Short exercise
Write only the number of lines holding the string "full".
*** Data for processing ***
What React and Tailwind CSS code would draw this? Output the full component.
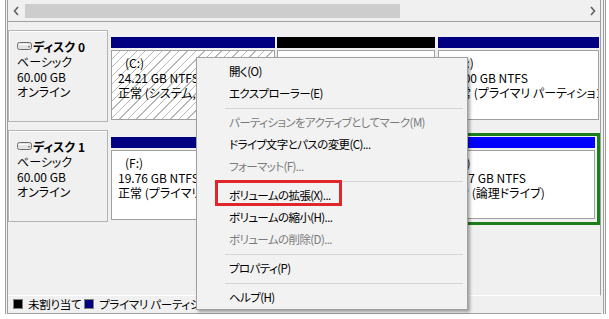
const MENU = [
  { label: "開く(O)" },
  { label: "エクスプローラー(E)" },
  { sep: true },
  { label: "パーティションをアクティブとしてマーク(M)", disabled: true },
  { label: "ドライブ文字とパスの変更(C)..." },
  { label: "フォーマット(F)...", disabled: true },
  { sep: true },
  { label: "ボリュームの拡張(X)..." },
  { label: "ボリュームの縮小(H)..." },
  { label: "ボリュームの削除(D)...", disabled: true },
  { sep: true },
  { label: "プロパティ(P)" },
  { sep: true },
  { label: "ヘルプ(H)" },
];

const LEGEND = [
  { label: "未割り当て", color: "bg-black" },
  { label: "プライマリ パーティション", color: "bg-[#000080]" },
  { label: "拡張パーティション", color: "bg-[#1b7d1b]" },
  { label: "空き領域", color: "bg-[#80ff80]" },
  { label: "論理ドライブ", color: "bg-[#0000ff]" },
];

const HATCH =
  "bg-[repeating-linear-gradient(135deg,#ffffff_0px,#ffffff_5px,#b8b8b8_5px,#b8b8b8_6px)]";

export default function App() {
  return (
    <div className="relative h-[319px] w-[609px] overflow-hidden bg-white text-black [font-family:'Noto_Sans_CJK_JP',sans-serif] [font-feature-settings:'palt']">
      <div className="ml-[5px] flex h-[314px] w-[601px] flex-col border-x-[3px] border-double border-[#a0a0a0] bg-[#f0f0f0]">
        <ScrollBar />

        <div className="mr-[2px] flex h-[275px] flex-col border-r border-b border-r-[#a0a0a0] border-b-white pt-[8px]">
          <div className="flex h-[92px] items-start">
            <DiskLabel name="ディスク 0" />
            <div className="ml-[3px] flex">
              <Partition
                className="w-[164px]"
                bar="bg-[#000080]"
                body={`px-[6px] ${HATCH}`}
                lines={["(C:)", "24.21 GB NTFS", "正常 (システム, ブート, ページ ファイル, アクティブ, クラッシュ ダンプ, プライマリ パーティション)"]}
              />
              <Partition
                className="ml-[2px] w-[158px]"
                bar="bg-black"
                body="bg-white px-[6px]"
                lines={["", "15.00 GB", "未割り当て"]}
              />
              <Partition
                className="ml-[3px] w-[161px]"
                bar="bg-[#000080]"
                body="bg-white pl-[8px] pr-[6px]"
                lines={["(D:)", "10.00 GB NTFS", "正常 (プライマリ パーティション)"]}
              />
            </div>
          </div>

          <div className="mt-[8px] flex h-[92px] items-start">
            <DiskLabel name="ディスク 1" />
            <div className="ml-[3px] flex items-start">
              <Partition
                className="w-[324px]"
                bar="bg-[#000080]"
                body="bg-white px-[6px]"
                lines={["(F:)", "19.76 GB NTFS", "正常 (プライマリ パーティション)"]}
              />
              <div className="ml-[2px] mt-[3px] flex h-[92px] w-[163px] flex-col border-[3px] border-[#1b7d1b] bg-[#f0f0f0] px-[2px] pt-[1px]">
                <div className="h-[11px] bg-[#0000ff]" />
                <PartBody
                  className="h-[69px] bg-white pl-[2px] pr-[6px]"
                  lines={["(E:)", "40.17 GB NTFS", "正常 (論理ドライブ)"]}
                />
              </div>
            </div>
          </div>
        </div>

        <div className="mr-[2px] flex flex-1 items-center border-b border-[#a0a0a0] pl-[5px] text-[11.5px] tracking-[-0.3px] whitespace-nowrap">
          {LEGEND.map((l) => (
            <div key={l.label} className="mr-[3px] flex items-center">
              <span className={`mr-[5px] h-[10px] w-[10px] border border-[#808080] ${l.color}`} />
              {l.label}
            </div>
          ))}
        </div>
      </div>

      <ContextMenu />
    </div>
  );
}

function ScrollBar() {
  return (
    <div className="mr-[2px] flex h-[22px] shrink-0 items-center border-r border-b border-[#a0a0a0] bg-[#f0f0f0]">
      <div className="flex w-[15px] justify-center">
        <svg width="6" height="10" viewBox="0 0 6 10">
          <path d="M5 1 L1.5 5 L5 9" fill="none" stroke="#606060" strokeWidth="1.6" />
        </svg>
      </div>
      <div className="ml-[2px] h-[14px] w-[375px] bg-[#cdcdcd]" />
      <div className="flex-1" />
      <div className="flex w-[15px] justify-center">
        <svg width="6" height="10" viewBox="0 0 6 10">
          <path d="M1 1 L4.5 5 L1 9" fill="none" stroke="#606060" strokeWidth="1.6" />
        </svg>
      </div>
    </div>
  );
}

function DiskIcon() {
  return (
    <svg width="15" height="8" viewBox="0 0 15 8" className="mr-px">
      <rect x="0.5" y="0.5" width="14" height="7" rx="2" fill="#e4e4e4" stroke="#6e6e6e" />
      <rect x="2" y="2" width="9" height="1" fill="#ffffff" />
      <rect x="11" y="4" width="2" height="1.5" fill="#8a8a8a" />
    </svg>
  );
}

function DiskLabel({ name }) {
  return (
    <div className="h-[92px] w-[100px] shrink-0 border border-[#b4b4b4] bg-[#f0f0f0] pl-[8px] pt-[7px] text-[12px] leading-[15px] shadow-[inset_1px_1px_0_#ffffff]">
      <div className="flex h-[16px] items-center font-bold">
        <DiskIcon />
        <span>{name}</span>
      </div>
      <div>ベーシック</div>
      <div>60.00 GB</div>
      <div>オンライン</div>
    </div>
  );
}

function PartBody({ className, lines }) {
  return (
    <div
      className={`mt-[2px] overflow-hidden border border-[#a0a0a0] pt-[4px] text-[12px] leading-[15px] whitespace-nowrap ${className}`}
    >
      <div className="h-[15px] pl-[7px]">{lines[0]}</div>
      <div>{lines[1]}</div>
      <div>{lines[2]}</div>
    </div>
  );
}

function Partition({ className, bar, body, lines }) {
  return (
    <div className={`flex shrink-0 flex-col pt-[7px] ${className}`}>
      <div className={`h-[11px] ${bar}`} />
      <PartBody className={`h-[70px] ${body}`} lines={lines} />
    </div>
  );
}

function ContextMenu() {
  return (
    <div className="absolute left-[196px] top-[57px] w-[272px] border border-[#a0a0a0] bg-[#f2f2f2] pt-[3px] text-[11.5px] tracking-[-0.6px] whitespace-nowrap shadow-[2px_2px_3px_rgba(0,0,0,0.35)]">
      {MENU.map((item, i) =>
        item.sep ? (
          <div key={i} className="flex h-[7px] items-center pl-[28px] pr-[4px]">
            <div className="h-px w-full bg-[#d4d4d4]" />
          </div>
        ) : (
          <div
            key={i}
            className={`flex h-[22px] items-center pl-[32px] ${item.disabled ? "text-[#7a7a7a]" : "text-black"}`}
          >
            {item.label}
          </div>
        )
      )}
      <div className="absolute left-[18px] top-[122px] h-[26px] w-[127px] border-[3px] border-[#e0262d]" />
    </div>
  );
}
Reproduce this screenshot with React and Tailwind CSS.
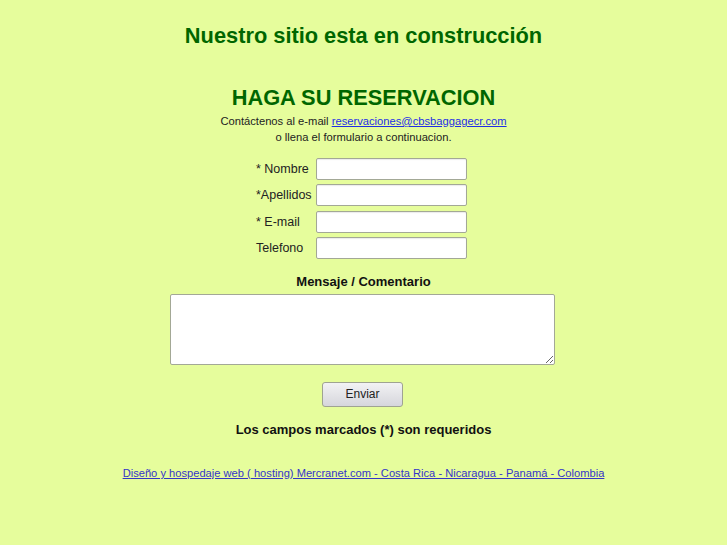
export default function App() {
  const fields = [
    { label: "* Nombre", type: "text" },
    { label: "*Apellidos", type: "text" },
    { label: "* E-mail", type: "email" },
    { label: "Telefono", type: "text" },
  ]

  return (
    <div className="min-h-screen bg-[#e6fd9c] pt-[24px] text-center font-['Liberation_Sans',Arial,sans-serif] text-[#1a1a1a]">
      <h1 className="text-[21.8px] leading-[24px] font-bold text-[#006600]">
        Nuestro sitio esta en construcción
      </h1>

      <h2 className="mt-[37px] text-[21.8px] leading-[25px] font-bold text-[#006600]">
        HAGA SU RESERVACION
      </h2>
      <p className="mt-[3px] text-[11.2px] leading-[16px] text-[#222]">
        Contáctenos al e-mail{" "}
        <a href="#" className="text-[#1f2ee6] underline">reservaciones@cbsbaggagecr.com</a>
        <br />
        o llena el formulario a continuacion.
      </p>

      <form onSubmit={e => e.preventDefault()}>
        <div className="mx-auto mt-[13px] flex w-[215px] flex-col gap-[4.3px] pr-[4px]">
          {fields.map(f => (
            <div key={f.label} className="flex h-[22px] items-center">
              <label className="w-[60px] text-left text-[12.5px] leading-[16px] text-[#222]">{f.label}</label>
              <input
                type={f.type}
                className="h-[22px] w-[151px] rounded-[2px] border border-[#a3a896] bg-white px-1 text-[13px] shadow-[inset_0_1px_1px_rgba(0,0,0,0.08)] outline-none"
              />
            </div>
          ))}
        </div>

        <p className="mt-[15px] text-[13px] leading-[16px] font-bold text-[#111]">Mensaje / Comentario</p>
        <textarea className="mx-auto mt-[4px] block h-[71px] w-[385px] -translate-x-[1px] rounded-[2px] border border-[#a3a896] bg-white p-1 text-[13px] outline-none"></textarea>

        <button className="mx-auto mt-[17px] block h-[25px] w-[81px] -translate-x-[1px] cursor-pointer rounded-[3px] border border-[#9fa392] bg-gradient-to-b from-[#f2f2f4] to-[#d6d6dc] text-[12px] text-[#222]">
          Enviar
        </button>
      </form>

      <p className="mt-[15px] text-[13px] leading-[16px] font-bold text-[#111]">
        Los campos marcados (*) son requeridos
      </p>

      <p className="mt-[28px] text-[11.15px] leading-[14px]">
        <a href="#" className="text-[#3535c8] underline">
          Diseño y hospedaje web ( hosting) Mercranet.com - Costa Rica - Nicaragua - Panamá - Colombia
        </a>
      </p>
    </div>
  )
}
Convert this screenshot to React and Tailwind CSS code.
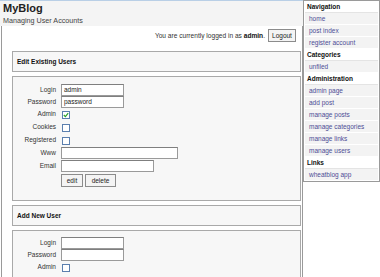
***
The reply
2